**Stated task**: Report every line below that holds the word "styles".
------------------------------------------------------------------------
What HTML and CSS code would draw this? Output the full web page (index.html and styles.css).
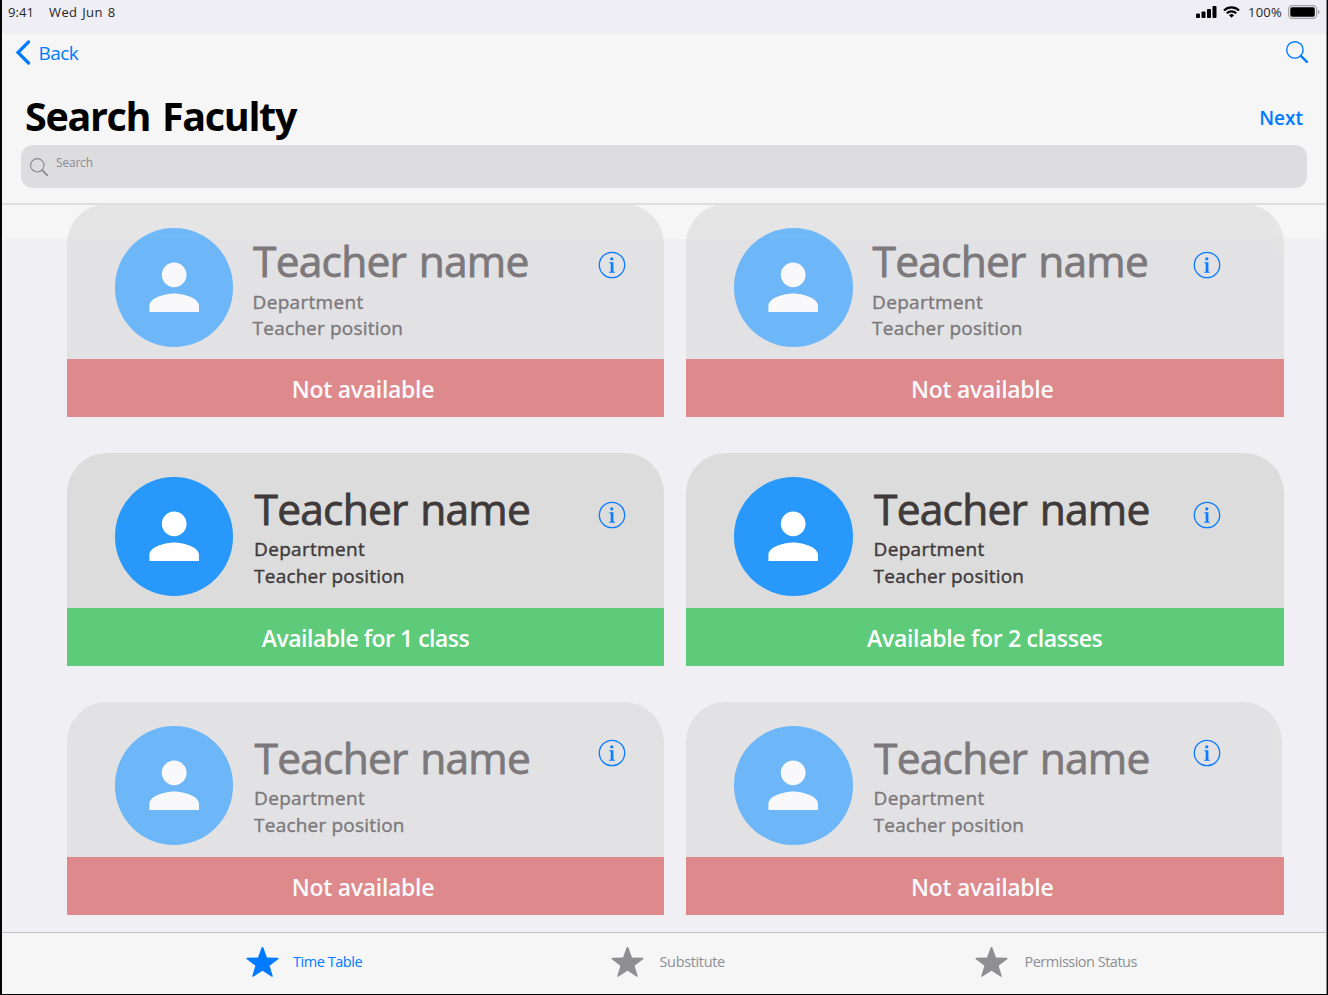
FILE: index.html
```html
<!DOCTYPE html>
<html lang="en">
<head>
<meta charset="utf-8">
<title>Search Faculty</title>
<link rel="stylesheet" href="styles.css">
</head>
<body>
<svg class="sprite" aria-hidden="true">
  <symbol id="person" viewBox="0 0 24 24"><path d="M12 12c2.200 0 4-1.800 4-4s-1.800-4-4-4-4 1.800-4 4 1.800 4 4 4zm0 2c-2.700 0-8 1.340-8 4v2h16v-2c0-2.660-5.300-4-8-4z"/></symbol>
  <symbol id="info" viewBox="0 0 28 28"><circle cx="14" cy="14" r="12.700" fill="none" stroke="currentColor" stroke-width="1.300"/><circle cx="13.800" cy="7.800" r="1.600"/><path d="M11.200 11.200h4.200v9.600h1.500v1h-5.700v-1h1.500v-8.600h-1.500z"/></symbol>
  <symbol id="star" viewBox="0 0 34 32"><path d="M17 .5c.5 0 .9.400 1.100 1l3.500 9.900 11 .300c1.100 0 1.300.900.500 1.500l-8.800 6.600 3.200 10.300c.3 1.100-.4 1.500-1.300.900L17 24.900 7.800 31c-.9.600-1.600.200-1.300-.900l3.200-10.300L.900 13.200c-.8-.6-.6-1.500.5-1.500l11-.3 3.500-9.900c.2-.6.600-1 1.100-1z"/></symbol>
  <symbol id="lens" viewBox="0 0 22 22"><circle class="ring" cx="8.900" cy="8.900" r="8.200" fill="none" stroke="currentColor"/><path d="M14.900 14.900l6 6" fill="none" stroke="currentColor" stroke-width="2.300" stroke-linecap="round"/></symbol>
</svg>
<div class="screen">
  <div class="status-bar">
    <span class="time">9:41</span><span class="date">Wed Jun 8</span>
    <svg class="signal" viewBox="0 0 21 12"><rect x="0" y="7.500" width="4" height="4.500" rx="1"/><rect x="5.500" y="5.500" width="4" height="6.500" rx="1"/><rect x="11" y="3" width="4" height="9" rx="1"/><rect x="16.500" y="0" width="4" height="12" rx="1"/></svg>
    <svg class="wifi" viewBox="0 0 17 12"><g fill="none" stroke="currentColor" stroke-width="2.200"><path d="M1 4.500a10.800 10.800 0 0 1 15 0"/><path d="M3.800 7.300a6.700 6.700 0 0 1 9.400 0"/></g><path d="M8.500 11.800L6 9.300a3.600 3.600 0 0 1 5 0z"/></svg>
    <span class="percent">100%</span>
    <svg class="battery" viewBox="0 0 32 14"><rect x=".6" y=".6" width="28" height="12.800" rx="3.600" fill="none" stroke="#a5a5a9" stroke-width="1.200"/><rect x="2.300" y="2.300" width="24.500" height="9.400" rx="1.800"/><path d="M30 4.800c2 .6 2 3.800 0 4.400z" fill="#a5a5a9"/></svg>
  </div>
  <header class="header">
    <div class="nav">
      <a class="back"><svg class="chevron" viewBox="0 0 16 25"><path d="M13.500 2L3 12.500 13.500 23"/></svg><span>Back</span></a>
      <svg class="nav-search"><use href="#lens"/></svg>
    </div>
    <div class="title-row"><h1 class="title">Search Faculty</h1><a class="next">Next</a></div>
    <div class="search"><svg class="search-icon"><use href="#lens"/></svg><span class="placeholder">Search</span></div>
  </header>
  <main class="list">
    <article class="card busy first">
      <div class="face"><div class="profile"><div class="avatar"><svg class="person"><use href="#person"/></svg></div><div class="text"><h2 class="name">Teacher name</h2><p class="line dept">Department</p><p class="line">Teacher position</p></div></div><div class="state">Not available</div></div>
      <svg class="info"><use href="#info"/></svg>
    </article>
    <article class="card busy first right">
      <div class="face"><div class="profile"><div class="avatar"><svg class="person"><use href="#person"/></svg></div><div class="text"><h2 class="name">Teacher name</h2><p class="line dept">Department</p><p class="line">Teacher position</p></div></div><div class="state">Not available</div></div>
      <svg class="info"><use href="#info"/></svg>
    </article>
    <article class="card free">
      <div class="face"><div class="profile"><div class="avatar"><svg class="person"><use href="#person"/></svg></div><div class="text"><h2 class="name">Teacher name</h2><p class="line dept">Department</p><p class="line">Teacher position</p></div></div><div class="state tight">Available for 1 class</div></div>
      <svg class="info"><use href="#info"/></svg>
    </article>
    <article class="card free right">
      <div class="face"><div class="profile"><div class="avatar"><svg class="person"><use href="#person"/></svg></div><div class="text"><h2 class="name">Teacher name</h2><p class="line dept">Department</p><p class="line">Teacher position</p></div></div><div class="state">Available for 2 classes</div></div>
      <svg class="info"><use href="#info"/></svg>
    </article>
    <article class="card busy last">
      <div class="face"><div class="profile"><div class="avatar"><svg class="person"><use href="#person"/></svg></div><div class="text"><h2 class="name">Teacher name</h2><p class="line dept">Department</p><p class="line">Teacher position</p></div></div><div class="state">Not available</div></div>
      <svg class="info"><use href="#info"/></svg>
    </article>
    <article class="card busy last right">
      <div class="face"><div class="profile narrow"><div class="avatar"><svg class="person"><use href="#person"/></svg></div><div class="text"><h2 class="name">Teacher name</h2><p class="line dept">Department</p><p class="line">Teacher position</p></div></div><div class="state">Not available</div></div>
      <svg class="info"><use href="#info"/></svg>
    </article>
  </main>
  <nav class="tabs">
    <a class="tab active"><svg class="star"><use href="#star"/></svg><span class="tab-label">Time Table</span></a>
    <a class="tab"><svg class="star"><use href="#star"/></svg><span class="tab-label sub">Substitute</span></a>
    <a class="tab"><svg class="star"><use href="#star"/></svg><span class="tab-label perm">Permission Status</span></a>
  </nav>
</div>
</body>
</html>
```

FILE: styles.css
```css
* { box-sizing: border-box; }
body { margin: 0; font-family: "Open Sans", "Noto Sans", sans-serif; }
h1, h2, p { margin: 0; }
svg { display: block; flex: none; fill: currentColor; }
.sprite { position: absolute; width: 0; height: 0; }
.screen {
  display: flex; flex-direction: column;
  width: 1328px; height: 995px; overflow: hidden;
  border: solid #050505; border-width: 0 1px 1px 2px;
  box-shadow: inset -1px 0 #88888b;
  background: #efeff4;
}
.status-bar {
  display: flex; align-items: center; height: 34px; padding: 0 7px 10px 6px;
  font-size: 13px; color: #262626; white-space: nowrap;
  background: #efeef4; margin-right: 1px;
}
.time { width: 41px; letter-spacing: .1px; }
.date { margin-right: auto; letter-spacing: .4px; word-spacing: 1px; }
.signal { width: 21px; height: 12px; margin-right: 6px; color: #000; }
.wifi { width: 17px; height: 12px; margin-right: 8px; color: #000; }
.percent { width: 40px; letter-spacing: .2px; }
.battery { width: 32px; height: 14px; margin-right: -1px; color: #000; }
.header {
  flex: none; height: 171px; margin-right: 1px; padding: 0 19px 0 19px;
  background: #f6f6f6; border-bottom: 2px solid #dedede; position: relative; z-index: 1;
}
.nav { display: flex; justify-content: space-between; height: 56px; color: #007aff; }
.back { display: flex; margin-left: -6px; padding-top: 6px; font-size: 19px; line-height: 26px; letter-spacing: -.6px; }
.chevron { width: 16px; height: 25px; margin: -.5px 7.500px 0 0; }
.chevron path { fill: none; stroke: currentColor; stroke-width: 3.200; stroke-linecap: round; }
.ring { stroke-width: 1.400; }
.nav-search { width: 22px; height: 22px; margin: 7px -.5px 0 0; }
.title-row { display: flex; justify-content: space-between; height: 55px; padding: 0 4px; }
.title { font-size: 39.500px; line-height: 53px; font-weight: 700; letter-spacing: -1.350px; word-spacing: 3px; color: #000; }
.next { font-size: 19px; line-height: 57px; font-weight: 600; color: #007aff; }
.search {
  display: flex; height: 43px; padding: 13px 8.500px; border-radius: 12px;
  background: #dddddf; color: #8b8b90;
}
.search-icon { width: 18px; height: 18px; }
.placeholder { margin-left: 8.500px; font-size: 12px; line-height: 17px; margin-top: -4px; letter-spacing: -.2px; }
.list {
  flex: 1; display: grid; grid-template-columns: 597px 597.500px; column-gap: 22px; row-gap: 36px;
  grid-auto-rows: 213px; align-content: start; margin: -1px 1px 0 0; padding-left: 65px;
  background: linear-gradient(#f6f6f6 35px, #efeff4 35px);
}
.card { position: relative; }
.busy .face { opacity: .65; }
.profile { display: flex; height: 154.500px; padding: 24px 0 0 47.500px; border-radius: 40px 40px 0 0; background: #dcdcdc; }
.right .profile { padding-left: 48px; }
.narrow { margin-right: 2px; }
.avatar {
  display: flex; align-items: center; justify-content: center; flex: none;
  width: 118.600px; height: 118.600px; border-radius: 50%; background: #2899fb; color: #fff;
}
.person { width: 74.400px; height: 74.400px; }
.text { padding: 7px 0 0 21px; color: #403a3b; white-space: nowrap; }
.name { font-size: 42.500px; line-height: 49px; padding-bottom: 1px; margin-left: .5px; font-weight: 400; letter-spacing: -.8px; word-spacing: 2.500px; -webkit-text-stroke: .8px currentColor; }
.line { font-size: 19px; line-height: 27px; font-weight: 400; letter-spacing: .2px; -webkit-text-stroke: .4px currentColor; }
.dept { margin-top: 2px; letter-spacing: .3px; }
.first .text { padding: 8px 0 0 19.500px; }
.first .dept { margin-top: 3px; }
.first .dept + .line { margin-top: -1px; }
.state {
  height: 58.500px; padding: 1px 5px 0 0; text-align: center;
  font-size: 23px; line-height: 59px; font-weight: 600; letter-spacing: -.3px; color: #fff;
}
.busy .state { background: #d55355; }
.free .state { background: #5ecb7a; padding-right: 0; }
.free .tight { letter-spacing: -.5px; }
.info { position: absolute; top: 47.500px; left: 530.500px; width: 28px; height: 28px; color: #0a7cff; }
.first .info { top: 46.500px; }
.last .info { top: 37px; }
.right .info { left: 507px; }
.tabs {
  flex: none; display: grid; grid-template-columns: 364.500px 364.500px 1fr; height: 62px; margin-right: 1px;
  padding: 13px 0 0 244px; border-top: 1px solid #c2c2c6; background: #f6f6f6;
}
.tab { display: flex; color: #8e8e93; }
.active { color: #007aff; }
.star { width: 33px; height: 32px; }
.tab-label { margin-left: 14px; font-size: 14.500px; line-height: 31px; letter-spacing: -.45px; white-space: nowrap; }
.sub { margin-left: 16px; letter-spacing: -.35px; }
.perm { margin-left: 16.500px; letter-spacing: -.5px; }
```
------------------------------------------------------------------------
**Response**:
What HTML and CSS code would draw this? Output the full web page (index.html and styles.css).
<link rel="stylesheet" href="styles.css">
FILE: styles.css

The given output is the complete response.